Data Streaming Meetup
Details
Join us for a Data Streaming meetup on April 30th from 6:00pm in Kraków hosted by VirtusLab!
The talks will be presented in English.
📍Venue:
HEVRE, Beera Meiselsa 18, 31-058 Kraków
🗓 Agenda:
- 6:00pm: Doors open/Welcome
- 6:00pm - 6:10pm: Drinks & Networking
- 6:10pm - 6:40: Olena Kutsenko, Staff Developer Advocate, Confluent
- 6:40pm - 7:10pm: Krzysztof Grajek, Software Engineer, SoftwareMill
- 7:10pm - 7:40pm: Hartmut Armbruster, Freelance Software Architect, Developer. Distributed & Event-Driven Systems
- 7:40pm - 8:10pm: Grzegorz Kocur, Head of DevOps, SoftwareMill
- 8:10pm - 9:00pm: Additional Q&A, Networking
💡 Speaker One:
Olena Kutsenko, Staff Developer Advocate, Confluent
Title of Talk:
Keeping data private in real-time pipelines
Abstract:
We all love real-time data — clicks, payments, rides, messages — but most of it comes with a catch: it contains personal information we're not supposed to leak, such as names, emails, locations, or even small clues that can identify someone. The challenge: how do we keep streaming data useful and safe at the same time?
In this talk, we'll explore practical ways to protect privacy in streaming systems using Apache Kafka, Apache Flink, and Apache Iceberg. We'll cover:
- simple tricks like masking and tokenizing PII;
- why "anonymous" data often isn't anonymous (the re-identification problem);
- techniques like bucketing, k-anonymity, and adding noise;
- how to balance privacy with data utility (too much hiding makes data useless).
Along the way, we'll look at real-world stories: from public data leaks to surprising deanonymization attacks, and show live demos of pipelines that anonymize data before it's written to storage.
If you've ever wondered how to build privacy-aware pipelines, this talk will give you practical patterns you can use right away.
Bio:
Olena is a Staff Developer Advocate at Confluent and a recognized expert in data streaming and analytics. With two decades of experience in software engineering, she has built mission-critical applications, led high-performing teams, and driven large-scale technology adoption at industry leaders like Nokia, HERE Technologies, AWS, and Aiven.
A passionate advocate for real-time data processing and AI-driven applications, Olena empowers developers and organizations to use the power of streaming data. She is an AWS Community Builder, a dedicated mentor, and a volunteer instructor at a nonprofit tech school, helping to shape the next generation of engineers.

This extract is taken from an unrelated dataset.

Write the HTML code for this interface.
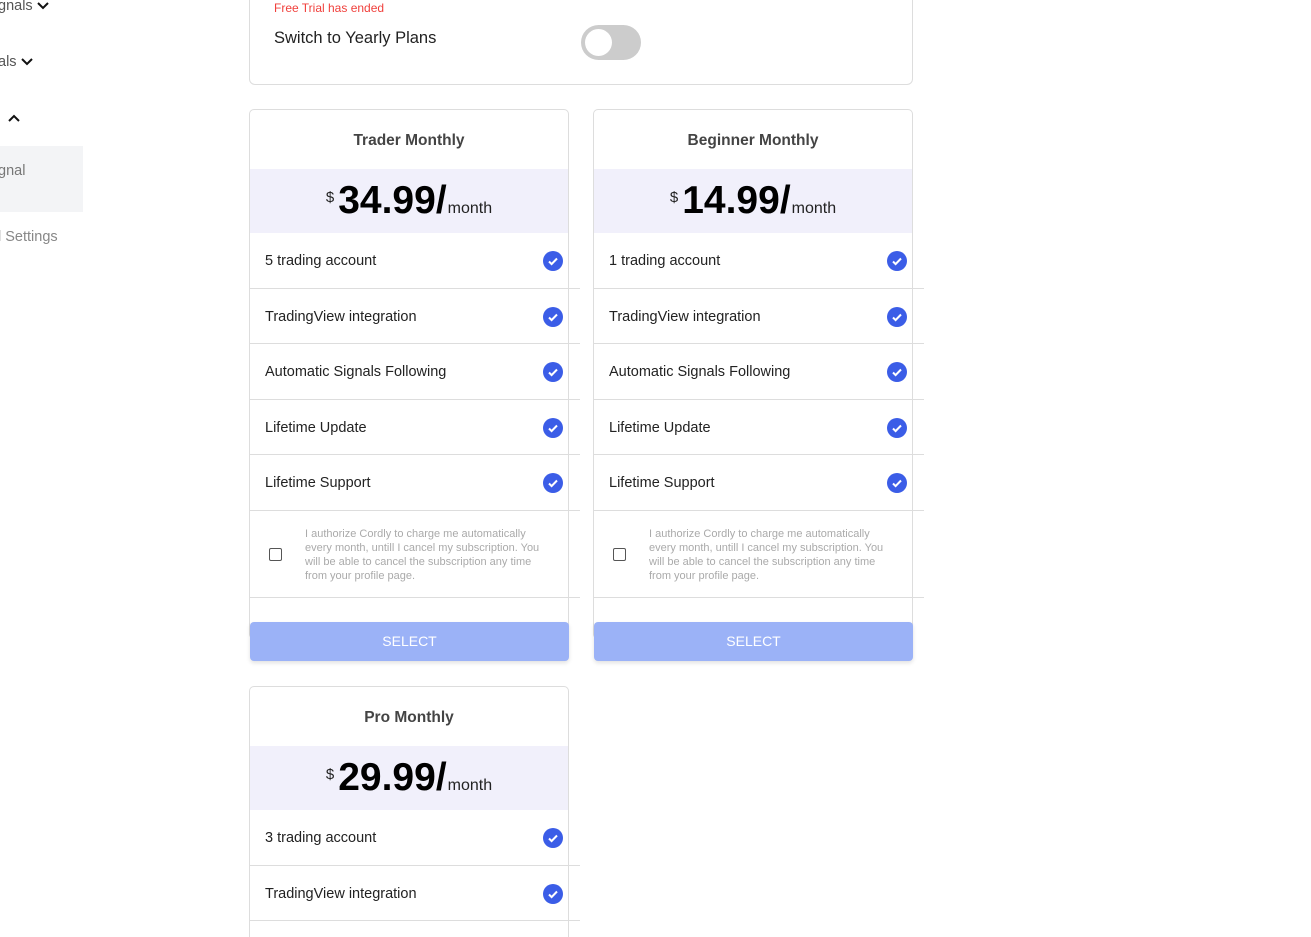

As an international speaker and thought leader, Olena regularly presents at top global conferences, sharing deep technical insights and hands-on expertise. Whether through her talks, workshops, or content, she is committed to making complex technologies accessible and inspiring innovation in the developer community.
💡 Speaker Two:
Krzysztof Grajek, Software Engineer, SoftwareMill
Title of Talk:
Building a Kafka Lag Exporter in Rust — Lessons from the Trenches
Abstract:
Consumer lag is one of the most important signals in any Kafka-based system — but measuring it accurately is harder than it looks. Existing exporters struggle with memory bloat, blocking scrapes, and time lag calculations that silently break when producers go idle.
In this talk, I'll share what I learned building klag-exporter, a Kafka consumer group lag exporter written in Rust. We'll cover:
- why offset lag alone isn't enough and how to compute time lag (seconds behind) reliably;
- the difference between reading actual message timestamps and estimating from production rates — and when each approach breaks;
- how librdkafka's internal metadata cache causes unbounded memory growth in long-running processes, and how we solved it;
- batching Kafka Admin API calls to go from O(partitions) to O(brokers) RPCs per collection cycle;
- detecting silent data loss from log compaction and retention before your consumers notice.
Whether you run 50 partitions or 50,000, this talk will give you practical insights into Kafka internals, Rust for infrastructure tooling, and the trade-offs behind building production-grade observability components.
Bio:
💡 Speaker Three:
Hartmut Armbruster, Freelance Software Architect, Developer. Distributed & Event-Driven Systems
Title of Talk:
What If We've Been Scaling Stream Processing Wrong All Along?
Abstract:
Your Kafka Streams application just rebalanced. Again. Your Flink checkpoint is timing out. Again.
Here's an uncomfortable truth: most stream processing applications don't operate at Uber scale. They handle thousands of events per second—complex joins, stateful aggregations, valid use cases—but nowhere near the volumes that justify the operational complexity we've accepted as normal.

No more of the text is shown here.